While Estonian Russians in Estonia are at the center of some distressing trends -- a chauvanistic Kremlin, population decline, government pressure -- they have yet to organize and work effectively with local authorities in a potent way.

Kremlin-supported parties in Estonia actually face declining support, even as more people naturalize. "Thought leaders" like Dmitri Klenski -- who speaks Estonian, but spouts Stalinist history -- get media attention, but cannot get elected.

Edgar Savisaar's Center Party is an ethnic Russian stronghold, yet at the same time it hasn't made the group any promises to reverse language laws or citizenship requirements. And, moreover, nobody is really sure of what this group wants politically.

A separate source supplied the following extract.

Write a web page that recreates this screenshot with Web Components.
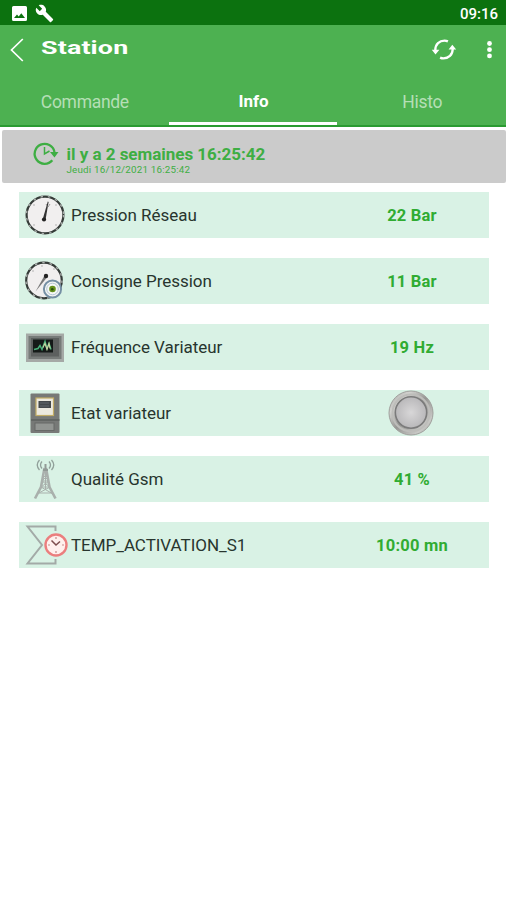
<!DOCTYPE html>
<html lang="fr">
<head>
<meta charset="utf-8">
<title>Station</title>
<style>
html,body{margin:0;height:100%;background:#fff;font-family:Roboto,"Liberation Sans",sans-serif;overflow:hidden}
</style>
</head>
<body>
<station-app></station-app>
<script>
const icons = {
gauge:`<svg viewBox="0 0 42 42"><circle cx="21" cy="21" r="18.4" fill="#f1efef" stroke="#353b38" stroke-width="2.2"/><circle cx="21" cy="21" r="18.6" fill="none" stroke="#a9adab" stroke-width="1.4" stroke-dasharray="2.5 5"/><g fill="#aaa"><circle cx="10" cy="11" r=".8"/><circle cx="10" cy="31" r=".8"/><circle cx="32" cy="31" r=".8"/><circle cx="32" cy="11" r=".8"/></g><path d="M23.8 7.5L24.6 8 21.5 26 18.5 26Z" fill="#333"/><path d="M22 10l2 3 2-3" stroke="#777" fill="none" stroke-width=".7"/><circle cx="20" cy="25.5" r="2.1" fill="#222"/></svg>`,
setpoint:`<svg viewBox="0 0 42 42"><circle cx="20" cy="20.500" r="17.8" fill="#f1efef" stroke="#353b38" stroke-width="2.2"/><circle cx="20" cy="20.500" r="18" fill="none" stroke="#a9adab" stroke-width="1.4" stroke-dasharray="2.5 5"/><g fill="#aaa"><circle cx="9" cy="11" r=".8"/><circle cx="18" cy="6" r=".8"/><circle cx="30" cy="9" r=".8"/></g><path d="M11.5 31.5L20.500 15.500l2.800 1.5Z" fill="#777"/><circle cx="22" cy="16" r="2.2" fill="#222"/><circle cx="28.500" cy="29" r="8.6" fill="#f5f7f5" stroke="#758fa4" stroke-width="2"/><circle cx="28.500" cy="29" r="5.8" fill="none" stroke="#b4c4d4" stroke-width="1"/><circle cx="28.500" cy="29" r="3.3" fill="#64901c"/><circle cx="28.300" cy="29.300" r="1.3" fill="#294d0c"/></svg>`,
scope:`<svg viewBox="0 0 42 42"><path fill="#a5a9a6" d="M2 7.500h38V36H2z"/><path fill="#777b79" d="M4.500 10h33v23h-33z"/><path fill="#5d605f" d="M7 12h28v18.500H7z"/><path fill="#151a18" d="M9 13.500h20v13H9z"/><path d="M10 23.500l4-1 2-3 2 4 3-8 2 7 2-5 2 6" fill="none" stroke="#48b27a" stroke-width="1.5"/><path d="M19 21.500l2-4 2 6 2-6 1 5" fill="none" stroke="#cbd4a0" stroke-width="1.100"/></svg>`,
meter:`<svg viewBox="0 0 42 42"><rect x="6.500" y="1.500" width="29" height="39.500" rx="1" fill="#777977"/><path d="M7 28h28.500" stroke="#5d605e" stroke-width="1.500"/><rect x="12" y="6" width="17.500" height="17.500" fill="#ece9df" stroke="#c2ac66" stroke-width="1.200"/><rect x="14.500" y="9" width="12.500" height="7" fill="#45494c"/><path d="M16 11h9M16 14h9" stroke="#777e83" stroke-width=".6"/><rect x="11" y="31" width="19" height="7.500" fill="#929592" stroke="#666966"/></svg>`,
antenna:`<svg viewBox="0 0 42 42"><g fill="none" stroke="#a9b0ac"><path d="M20.500 10l-3.500 19-6 11.500M22 10l3.500 19 6 11.500" stroke-width="2.600"/><path d="M18 23h7M17 29h9M15 35h13M19 17l6 6-8 6 12 7M24 17l-6 6 8 6-13 7M21.500 12v19" stroke-width="1"/></g><path d="M19 12h5M21.500 6v7" stroke="#929a96" stroke-width="2"/><g fill="none" stroke="#91a09a" stroke-width="1.300"><path d="M18 3.500q-3 3.500 0 7M25 3.500q3 3.500 0 7M15.500 2q-4.500 5 0 10M27.500 2q4.500 5 0 10"/></g></svg>`,
timer:`<svg viewBox="0 0 44 42"><path d="M31.500 7V2.500H3.500L18 21 3.500 39.500h28V35" fill="none" stroke="#a3aaa7" stroke-width="2"/><circle cx="32" cy="21" r="10.500" fill="#fff0ed" stroke="#eb7e7e" stroke-width="2.400"/><g stroke="#c98989" stroke-width="1.200"><path d="M32 13v2M32 27v2M24 21h2M38 21h2"/></g><path d="M27.500 16.500L32 21l4-3.500" fill="none" stroke="#7c4d4d" stroke-width="1.500"/></svg>`
};
const define=(name,html,fill)=>customElements.define(name,class extends HTMLElement{
 constructor(){super();this.attachShadow({mode:'open'})}
 connectedCallback(){this.shadowRoot.innerHTML=html;fill&&fill(this,this.shadowRoot)}
});
define('status-bar',`<style>
:host{display:flex;align-items:center;height:25px;background:#0c720f;color:#fff;padding:1px 8px 0 12px;box-sizing:border-box}
svg{display:block}.w{margin-left:8px}
span{margin-left:auto;font:500 15px/18px Roboto;padding-top:1px}
</style>
<svg width="15" height="15" viewBox="0 0 15 15"><path fill="#fff" fill-rule="evenodd" d="M1.500 0h12Q15 0 15 1.500v12q0 1.500-1.500 1.500h-12Q0 15 0 13.500v-12Q0 0 1.500 0zM2 12h11L9.300 7.300l-2.600 3.200L5 8.500z"/></svg>
<svg class="w" width="19" height="19" viewBox="0 0 24 24"><path fill="#fff" d="M22.700 19l-9.100-9.100c.9-2.300.4-5-1.500-6.900-2-2-5-2.400-7.400-1.300L9 6 6 9 1.600 4.700C.4 7.100.9 10.100 2.900 12.100c1.900 1.900 4.600 2.400 6.900 1.500l9.100 9.100c.4.400 1 .4 1.400 0l2.300-2.300c.5-.4.5-1.100.1-1.400z"/></svg>
<span>09:16</span>`);
define('tool-bar',`<style>
:host{display:flex;height:51px;color:#fff;padding:0 14px 0 10px;box-sizing:border-box}
svg{display:block}.b{margin-top:13px}
.t{margin:11px 0 0 17px;height:24px;font:700 18.500px/25px Roboto;transform:scaleX(1.45);transform-origin:0 0;letter-spacing:.1px}
.r{margin:12px 0 0 auto}.m{margin:15px 0 0 30px}
</style>
<svg class="b" width="14" height="24" viewBox="0 0 14 24" fill="none" stroke="#fff" stroke-width="1.700"><path d="M12.800 1L1.500 12l11.300 11"/></svg>
<span class="t"><slot></slot></span>
<svg class="r" width="26" height="25" viewBox="0 0 26 25"><g fill="none" stroke="#fff" stroke-width="2.300"><path d="M4.300 13C4.300 7 8.500 3.600 13.500 3.600q1.800 0 3.400.8M21.700 12c0 6-4.200 9.400-9.200 9.400q-1.800 0-3.400-.8"/></g><path d="M.8 12.800h7.600l-3.900 4.800zM17.600 12.500h7.600l-3.900-4.800z" fill="#fff"/></svg>
<svg class="m" width="5" height="20" viewBox="0 0 5 20" fill="#fff"><circle cx="2.500" cy="3.500" r="2.400"/><circle cx="2.500" cy="9.700" r="2.400"/><circle cx="2.500" cy="15.900" r="2.400"/></svg>`);
define('tab-item',`<style>
:host{display:flex;flex:1;justify-content:center;height:51px;padding:14px 0 0 1px;box-sizing:border-box;font:400 17.500px/24px Roboto;letter-spacing:-.3px;color:#b5dfb6;border-bottom:2px solid #2a9b31}
:host([active]){padding-top:13px;letter-spacing:-.1px;font-weight:700;color:#fff;font-size:17px;background:linear-gradient(#fff,#fff) 0 46px/100% 3px no-repeat}
</style><slot></slot>`);
define('app-header',`<style>:host{display:block;height:102px;background:#4db151}nav{display:flex}</style><slot></slot><nav><slot name="tab"></slot></nav>`);
define('update-banner',`<style>
:host{display:flex;margin:3px 0 0 1.500px;height:53px;background:#cbcbcb;border-radius:2px;color:#3eae43;padding-left:30px;box-sizing:border-box}
svg{margin-top:10px;flex:none}
div{margin-left:8px;padding-top:14px}
b{display:block;font:700 17px/20px Roboto;letter-spacing:-.02px}
small{display:block;font:400 9.800px/12px Roboto;letter-spacing:.2px}
</style><svg width="27" height="27" viewBox="0 0 27 27" fill="none" stroke="currentColor"><path d="M22.500 12A10 10 0 1 0 20.300 20.300" stroke-width="2.300"/><path d="M18 12h8.500l-4 5.500z" fill="currentColor" stroke="none"/><path d="M12.500 7v7l5-3" stroke-width="1.500"/></svg>
<div><b><slot></slot></b><small><slot name="date"></slot></small></div>`);
define('status-lamp',`<style>:host{display:block;width:46px;height:46px}</style>
<svg width="46" height="46" viewBox="0 0 46 46"><defs><linearGradient id="o" x1="0" y1="0" x2="1" y2="1"><stop stop-color="#a4a4a1"/><stop offset=".25" stop-color="#d2d2cf"/><stop offset=".5" stop-color="#969693"/><stop offset=".8" stop-color="#c9c9c6"/><stop offset="1" stop-color="#9a9a97"/></linearGradient><radialGradient id="i"><stop stop-color="#d8d7d8"/><stop offset="1" stop-color="#b9b8ba"/></radialGradient></defs><circle cx="23" cy="23" r="22" fill="url(#o)" stroke="#a0a09d"/><circle cx="23" cy="23" r="18.500" fill="none" stroke="#bdbdba" stroke-width="2"/><circle cx="23" cy="22.500" r="15.700" fill="url(#i)" stroke="#7b7b7b" stroke-width="1.600"/></svg>`);
define('info-row',`<style>
:host{display:grid;grid-template-columns:52px 1fr 154px;align-items:center;height:46px;background:#d9f2e5;color:#28352e}
.i{padding-left:5px}.i svg{display:block;height:42px;width:auto}
.l{font:400 17px/22px Roboto;letter-spacing:-.03px;white-space:nowrap;padding-bottom:1px}
.v{display:flex;justify-content:center;font:700 16.500px/22px Roboto;letter-spacing:.2px;color:#30ac32}
.v:not(.lamp){padding-top:1px}
</style><div class="i"></div><div class="l"></div><div class="v"><slot></slot></div>`,(h,r)=>{
 r.querySelector('.i').innerHTML=icons[h.getAttribute('icon')];
 r.querySelector('.l').textContent=h.getAttribute('label');
 r.querySelector('.v').classList.toggle('lamp',!!h.querySelector('status-lamp'));
});
define('station-app',`<style>:host{display:block}main{display:grid;gap:20px;padding:9px 17px 0 19px}status-lamp{margin-right:2px}</style>
<status-bar></status-bar>
<app-header><tool-bar>Station</tool-bar><tab-item slot="tab">Commande</tab-item><tab-item slot="tab" active>Info</tab-item><tab-item slot="tab">Histo</tab-item></app-header>
<update-banner>il y a 2 semaines 16:25:42<span slot="date">Jeudi 16/12/2021 16:25:42</span></update-banner>
<main>
<info-row icon="gauge" label="Pression Réseau">22 Bar</info-row>
<info-row icon="setpoint" label="Consigne Pression">11 Bar</info-row>
<info-row icon="scope" label="Fréquence Variateur">19 Hz</info-row>
<info-row icon="meter" label="Etat variateur"><status-lamp></status-lamp></info-row>
<info-row icon="antenna" label="Qualité Gsm">41 %</info-row>
<info-row icon="timer" label="TEMP_ACTIVATION_S1">10:00 mn</info-row>
</main>`);
</script>
</body>
</html>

Some want to become an official minority, with Russian as a state language. But there are ethnic Russians that oppose this too and put their kids in Estonian kindergartens to get ahead. There are even some who still think that Estonia "belongs" to Russia, and are waiting for the "red ship" to come and continue the slow eradication of the Estonian people.

Russification and Estonia's Neighbors

As a final note, it's worth mentioning that Estonia's eastern Finnic neighbors that remained in Russia after 1918 have been largely assimilated into Russian society and have lost the characteristic that distinguished their ethnicity, their language.

Over the past 80 years the number of self-described Ingrians -- a Finnic ethnic group residing in the vicinity of St. Petersburg for millennia -- dropped from 26,100 to 300. As is noted here, due to the Second World War, "Physical extermination and russification had achieved their purpose: post-war generations of Izhorians have no knowledge of their native tongue."

The example of their ethnic kin in Ingria has left Estonians with a deep fear of the same thing happening to their land. Some extreme Russian nationalists openly joke about the extermination of the Estonian people, or the death of Estonian as a "small, obscure" language, feeding this fear and reinforcing people's support for the country's language and citizenship policies.